Generated columns are supported by many popular relational databases, including MySQL, MariaDB, PostgreSQL, SQL Server, and Oracle. The syntax for defining generated columns changes from language to language, but the concept remains the same.
What is the difference between a trigger and a generated column?
Generated columns can only be used to automatically insert or update data within a table through immutable SQL functions. On the other hand, triggers launch SQL scripts in response to a particular database event and can involve several tables. Thus, a trigger is a way to perform additional actions when something specific happens in the database, while a generated column is a way to automatically store calculated data in a table.
What are the types of columns generated in SQL?
In SQL, there are two types of generated columns: stored and virtual. Stored generated columns are precomputed and stored in the database, whereas virtual generated columns are calculated on-the-fly during query execution and do not take up storage space.
What is the difference between a generated column and a regular column?
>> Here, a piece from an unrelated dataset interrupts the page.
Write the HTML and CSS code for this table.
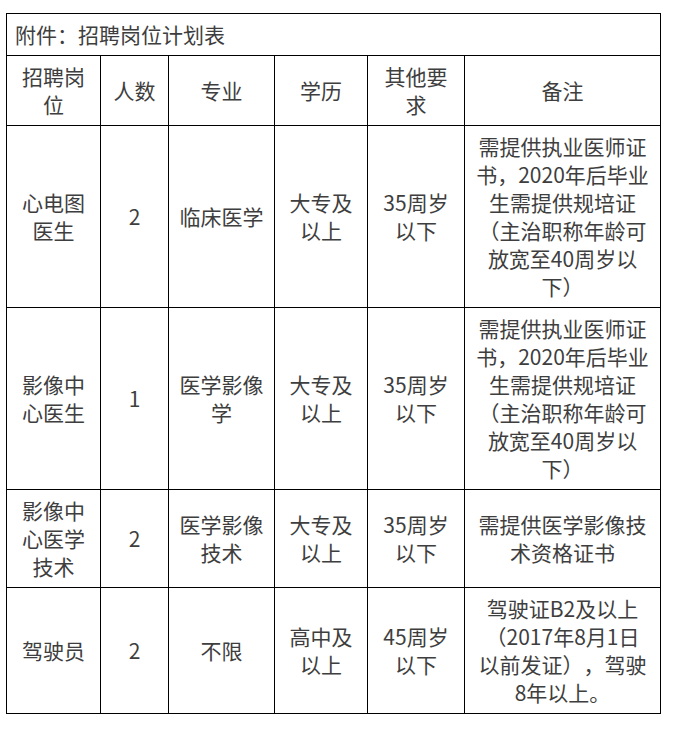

A generated column is different from a regular column because its value is calculated automatically based on an SQL expression and cannot be manually changed. On the other hand, in a regular column, the value can be entered and altered manually as desired.
Can generated columns be used in indexes?
Yes, generated columns can be used in indexes just like regular columns. This opens up to several scenarios and is particularly useful to improve the performance of filtering or sorting queries involving their values.